Most of the REE variables are distributed on the positive PC1 axes and on the positive and negative PC2 axes, forming two groups based on enrichment and depletion. Regarding waters (Fig. 8a), in the first group, variables consisting of 3 LREE (Sm, La, and Pr) and 4 HREE (Lu, Tm, Tb, and Ho) plot away from zero and confirms enrichments on spectra normalized to the PAAS (Fig. 3). In the second group, the LREE dominate the group with 4 elements (Eu, Ce, Gd, and Nd), with three elements of the HREE (Er, Dy, and Yb) well-defined and confirms depletions on normalized spectra relative to PAAS (Fig. 3), as well as the ratios between elements. In the sediments, the two groups formed differ from those formed with the water samples. The first group is composed of triplet LREE (Eu, Sm, and Pr) and HREE (Tm, Ho, and Dy) that plot close to zero and confirms the enrichments on the normalized spectra with respect to PAAS (Fig. 4). Similarly, in the second group, the elements form 2 quadruplets of LREE (Gd, La, Nd, and Ce) and HREE (Er, Tb, Yb and Lu), which like the previous group, are close to zero and confirms the depletion observed on the spectra of the sediments normalized with respect to PAAS (Fig. 4). In both water and sediment, Eu is distant from the other elements due to its anomalous nature on rare earths.

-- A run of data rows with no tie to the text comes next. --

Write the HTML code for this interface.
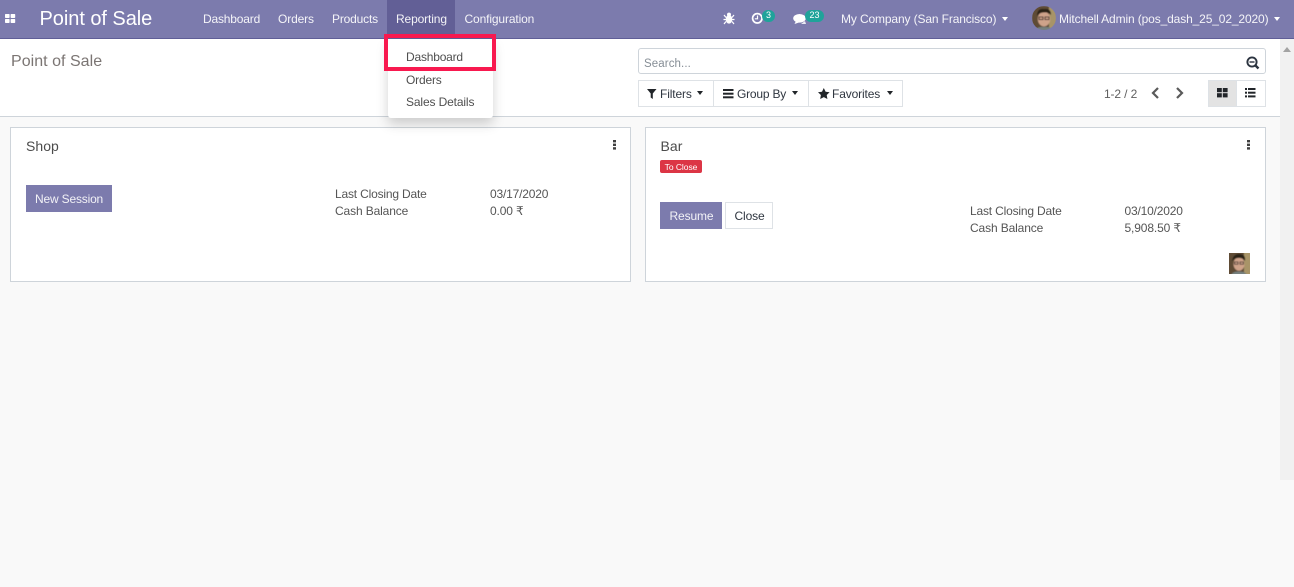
<!DOCTYPE html>
<html><head><meta charset="utf-8"><style>
html,body{margin:0;padding:0;width:1294px;height:587px;overflow:hidden;background:#f9f9f9;font-family:"Liberation Sans",sans-serif;font-size:12px;color:#4c4c4c}
.a{position:absolute;white-space:nowrap;line-height:16px;letter-spacing:-.13px}
.box{position:absolute;box-sizing:border-box}
.n{color:#fff;opacity:.92;top:11px}
.car{position:absolute;width:0;height:0;border-left:3.5px solid transparent;border-right:3.5px solid transparent;border-top:4px solid currentColor}
.d{color:#555}
svg{position:absolute;overflow:visible}
</style></head><body>
<div class="box" style="left:0;top:0;width:1294px;height:39px;background:#7c7bad;border-bottom:1px solid #5f5e97"></div>
<div class="box" style="left:387px;top:0;width:68px;height:38px;background:#625f96"></div>
<svg style="left:5px;top:14px" width="11" height="10" fill="#fff"><rect x="0" y="0" width="4.6" height="4" rx=".7"/><rect x="5.6" y="0" width="4.6" height="4" rx=".7"/><rect x="0" y="5" width="4.6" height="4" rx=".7"/><rect x="5.6" y="5" width="4.6" height="4" rx=".7"/></svg>
<div class="a" style="left:39.500px;top:8px;font-size:20px;line-height:22px;color:#fff;letter-spacing:-.05px">Point of Sale</div>
<div class="a n" style="left:203px;letter-spacing:-.18px">Dashboard</div>
<div class="a n" style="left:278px">Orders</div>
<div class="a n" style="left:332px;letter-spacing:-.18px">Products</div>
<div class="a n" style="left:396px">Reporting</div>
<div class="a n" style="left:464.500px">Configuration</div>
<svg style="left:723px;top:12px" width="12" height="12" fill="#fff"><ellipse cx="6" cy="7.300" rx="3.300" ry="4.300"/><circle cx="6" cy="2.600" r="2"/><path d="M1 3L3 5.500M11 3L9 5.500M.5 7.500H3M11.500 7.500H9M1 12L3 9.500M11 12L9 9.500" stroke="#fff" stroke-width="1.200"/></svg>
<svg style="left:752px;top:13px" width="11" height="11" fill="none" stroke="#fff"><circle cx="5.300" cy="5.300" r="4.700" stroke-width="1.700"/><path d="M5.500 2.500V5.800H2.800" stroke-width="1.200"/></svg>
<div class="box" style="left:762px;top:10px;width:13px;height:12px;border-radius:6px;background:#1fa39a;color:#fff;font-size:9px;line-height:11px;text-align:center">3</div>
<svg style="left:793px;top:14px" width="14" height="10" fill="#fff"><ellipse cx="6.500" cy="4.300" rx="6.300" ry="4.300"/><path d="M3 7L1.500 10 6 8.500z"/><path d="M8 10L13 10 12 7z" opacity=".85"/></svg>
<div class="box" style="left:805px;top:10px;width:19px;height:12px;border-radius:6px;background:#1fa39a;color:#fff;font-size:9px;line-height:11px;text-align:center">23</div>
<div class="a n" style="left:841px">My Company (San Francisco)</div>
<div class="car" style="left:1002px;top:17px;color:#fff"></div>
<svg style="left:1032px;top:6px" width="24" height="24"><defs><clipPath id="c1"><circle cx="12" cy="12" r="12"/></clipPath><filter id="b"><feGaussianBlur stdDeviation=".5"/></filter></defs><g clip-path="url(#c1)"><g filter="url(#b)"><rect width="24" height="24" fill="#5f4c36"/><rect x="17" width="7" height="24" fill="#a89468"/><ellipse cx="12" cy="13" rx="6.200" ry="7.500" fill="#cfa38a"/><path d="M5 10Q5 2 12 3 19 2 19 9 16 6 12 6.500 8 6 5 10z" fill="#2b2019"/><rect x="7" y="11" width="4" height="2.500" fill="none" stroke="#3a2f2a"/><rect x="13" y="11" width="4" height="2.500" fill="none" stroke="#3a2f2a"/><path d="M3 25Q5 20 12 21 19 20 21 25z" fill="#76807e"/></g></g></svg>
<div class="a n" style="left:1059px">Mitchell Admin (pos_dash_25_02_2020)</div>
<div class="car" style="left:1274px;top:17px;color:#fff"></div>

<div class="box" style="left:0;top:39px;width:1280px;height:78px;background:#fff;border-bottom:1px solid #ced4da"></div>
<div class="box" style="left:1280px;top:39px;width:14px;height:441px;background:#f1f1f1"></div>
<div class="box" style="left:1283px;top:47px;width:0;height:0;border-left:4px solid transparent;border-right:4px solid transparent;border-bottom:5px solid #a3a3a3"></div>
<div class="a" style="left:11px;top:52px;font-size:16px;line-height:19px;color:#7b7573;letter-spacing:.03px">Point of Sale</div>

<div class="box" style="left:638px;top:48px;width:628px;height:26px;background:#fff;border:1px solid #ced4da;border-radius:3px"></div>
<div class="a" style="left:644px;top:56px;font-size:11.500px;color:#868e96;letter-spacing:.1px">Search...</div>
<svg style="left:1246px;top:56px" width="14" height="14" fill="none" stroke="#2c3440" stroke-width="1.900"><circle cx="6" cy="6" r="4.600"/><path d="M9.500 9.500L12.500 12.500" stroke-width="2.400"/><path d="M3.500 6H8.500" stroke-width="1.400"/></svg>

<div class="box" style="left:638px;top:80px;width:76px;height:27px;background:#fff;border:1px solid #dee2e6"></div>
<div class="box" style="left:714px;top:80px;width:95px;height:27px;background:#fff;border:1px solid #dee2e6;border-left:0"></div>
<div class="box" style="left:809px;top:80px;width:94px;height:27px;background:#fff;border:1px solid #dee2e6;border-left:0"></div>
<svg style="left:647px;top:89px" width="10" height="10" fill="#212529"><path d="M0 0H9.500L5.800 4.500V10L3.700 8.500V4.500z"/></svg>
<div class="a" style="left:660px;top:86px;color:#2f3640">Filters</div>
<div class="car" style="left:697px;top:91px;color:#212529"></div>
<svg style="left:723px;top:89px" width="11" height="10" fill="#212529"><rect y="0" width="10.500" height="2"/><rect y="3.700" width="10.500" height="2"/><rect y="7.300" width="10.500" height="2"/></svg>
<div class="a" style="left:737px;top:86px;color:#2f3640;letter-spacing:-.2px">Group By</div>
<div class="car" style="left:792px;top:91px;color:#212529"></div>
<svg style="left:818px;top:88px" width="12" height="11" fill="#212529"><path d="M5.800 0L7.600 3.700 11.600 4.200 8.700 7 9.400 11 5.800 9.100 2.200 11 2.900 7 0 4.200 4 3.700z"/></svg>
<div class="a" style="left:832px;top:86px;color:#2f3640">Favorites</div>
<div class="car" style="left:887px;top:91px;color:#212529"></div>

<div class="a" style="left:1104px;top:86px;color:#5f5f5f">1-2 / 2</div>
<svg style="left:1151px;top:87px" width="9" height="12" fill="none" stroke="#5a5a5a" stroke-width="2.200"><path d="M7 1L2 6 7 11"/></svg>
<svg style="left:1175px;top:87px" width="9" height="12" fill="none" stroke="#5a5a5a" stroke-width="2.200"><path d="M2 1L7 6 2 11"/></svg>
<div class="box" style="left:1208px;top:80px;width:29px;height:27px;background:#e3e3e3;border:1px solid #dee2e6"></div>
<div class="box" style="left:1237px;top:80px;width:29px;height:27px;background:#fff;border:1px solid #dee2e6;border-left:0"></div>
<svg style="left:1217px;top:88px" width="11" height="10" fill="#212529"><rect width="4.800" height="4.200"/><rect x="5.800" width="4.800" height="4.200"/><rect y="5.200" width="4.800" height="4.200"/><rect x="5.800" y="5.200" width="4.800" height="4.200"/></svg>
<svg style="left:1245px;top:88px" width="12" height="10" fill="#212529"><rect width="2" height="2"/><rect y="3.700" width="2" height="2"/><rect y="7.400" width="2" height="2"/><rect x="3" width="7.500" height="2"/><rect x="3" y="3.700" width="7.500" height="2"/><rect x="3" y="7.400" width="7.500" height="2"/></svg>

<div class="box" style="left:10px;top:127px;width:621px;height:155px;background:#fff;border:1px solid #ced4da"></div>
<div class="a" style="left:26px;top:137px;font-size:14px;line-height:18px;color:#4c4c4c;letter-spacing:.05px">Shop</div>
<svg style="left:613px;top:140px" width="3" height="10" fill="#3f3f3f"><rect width="3" height="2.400"/><rect y="3.600" width="3" height="2.400"/><rect y="7.200" width="3" height="2.400"/></svg>
<div class="box" style="left:26px;top:185px;width:86px;height:27px;background:#7c7bad"></div>
<div class="a" style="left:35px;top:191px;color:#fff;opacity:.9;letter-spacing:-.18px">New Session</div>
<div class="a d" style="left:335px;top:186px;letter-spacing:-.18px">Last Closing Date</div>
<div class="a d" style="left:490px;top:186px;letter-spacing:-.18px">03/17/2020</div>
<div class="a d" style="left:335px;top:203px">Cash Balance</div>
<div class="a d" style="left:490px;top:203px">0.00 ₹</div>

<div class="box" style="left:645px;top:127px;width:621px;height:155px;background:#fff;border:1px solid #ced4da"></div>
<div class="a" style="left:660.500px;top:137px;font-size:14px;line-height:18px;color:#4c4c4c;letter-spacing:.05px">Bar</div>
<div class="box" style="left:660px;top:160px;width:42px;height:13px;background:#dc3545;border-radius:2px;color:#fff;font-size:8.500px;line-height:14px;text-align:center;letter-spacing:-.05px">To Close</div>
<svg style="left:1247px;top:140px" width="3" height="10" fill="#3f3f3f"><rect width="3" height="2.400"/><rect y="3.600" width="3" height="2.400"/><rect y="7.200" width="3" height="2.400"/></svg>
<div class="box" style="left:660px;top:202px;width:62px;height:27px;background:#7c7bad"></div>
<div class="a" style="left:669.500px;top:208px;color:#fff;opacity:.9">Resume</div>
<div class="box" style="left:725px;top:202px;width:48px;height:27px;background:#fff;border:1px solid #dee2e6"></div>
<div class="a" style="left:734.500px;top:208px;color:#2f3640">Close</div>
<div class="a d" style="left:970px;top:203px;letter-spacing:-.18px">Last Closing Date</div>
<div class="a d" style="left:1124.500px;top:203px;letter-spacing:-.18px">03/10/2020</div>
<div class="a d" style="left:970px;top:220px">Cash Balance</div>
<div class="a d" style="left:1124.500px;top:220px">5,908.50 ₹</div>
<svg style="left:1229px;top:253px" width="21" height="21"><defs><clipPath id="c2"><rect width="21" height="21"/></clipPath></defs><g clip-path="url(#c2)"><g filter="url(#b)"><rect x="-2" y="-2" width="25" height="25" fill="#5f4c36"/><rect x="15" y="-2" width="8" height="25" fill="#a89468"/><ellipse cx="10" cy="11" rx="5.500" ry="6.800" fill="#cfa38a"/><path d="M3 8Q4 1 10 1 17 1 16 8 14 4.500 10 5 6 4.500 3 8z" fill="#2b2019"/><rect x="5.500" y="9" width="3.500" height="2.200" fill="none" stroke="#3a2f2a" stroke-width=".8"/><rect x="11" y="9" width="3.500" height="2.200" fill="none" stroke="#3a2f2a" stroke-width=".8"/><path d="M2 22Q4 18 10 18.500 16 18 18 22z" fill="#76807e"/></g></g></svg>

<div class="box" style="left:388px;top:39px;width:105px;height:79px;background:#fff;border-radius:0 0 3px 3px;box-shadow:0 6px 12px rgba(0,0,0,.18)"></div>
<div class="a" style="left:406px;top:49px;color:#4f4f4f;letter-spacing:-.2px">Dashboard</div>
<div class="a" style="left:406px;top:72px;color:#4f4f4f;letter-spacing:-.18px">Orders</div>
<div class="a" style="left:406px;top:94px;color:#4f4f4f">Sales Details</div>
<div class="box" style="left:384px;top:34px;width:112px;height:37px;border:4px solid #f8194f"></div>
</body></html>
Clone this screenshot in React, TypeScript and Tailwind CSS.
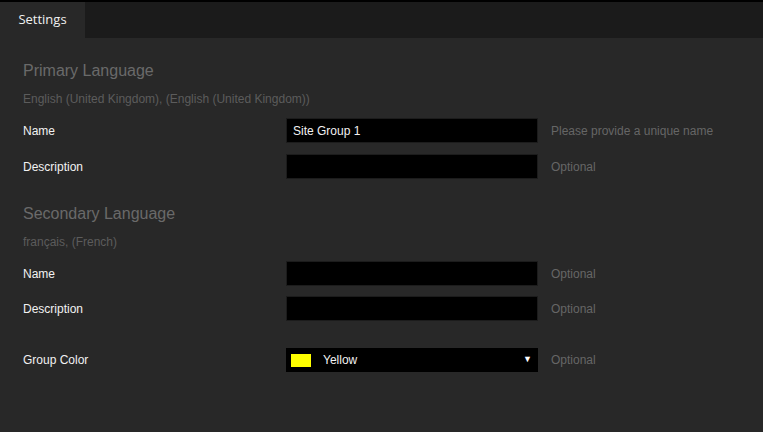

This element has shown variations probably due to the most Ph-TDS sensitive features among the rare earths (Henderson 1984; Wilde et al. 1996).

Conclusions

This study, whose main goal is to determine the REE concentrations in the waters and sediments from three distinct environments (rivers, effluents and wells) in the Mgoua watershed located in the city of Douala in the African tropics, reveals that:

  1. 1-

    In this coastal area, REE concentrations are generally low and cannot be of economic interest, although in the sediments they are above the average PASS values, they do not reach the thresholds of exploitability.

  2. 2-

    Comparisons of REE in the different environments show enrichment for waters and sediments in the order wells < rivers < effluents with depletion/enrichment in LREE and HREE.

  3. 3-

    The spectra of REE of surface waters are not very similar to those of sediments, with a large discrepancy due to the high concentrations in sediments and under the effect of the predominant conditions of pH-TDS.

  4. 4-

    Surface sediments on various streams and sediments show similarity in the distribution spectra of the sandstone rocks of the BSD and the surrounding large streams and lake environments where they originate.

  5. 5-

    The REE of the Mgoua Basin have negative Ce and positive Eu anomalies in the waters, whereas we have negative Ce and Eu anomalies relative to the PAAS in the sediments. Similarly, statistical analysis depicted that most of the REE variables were distributed in two groups based on non-preferential enrichment/depletion.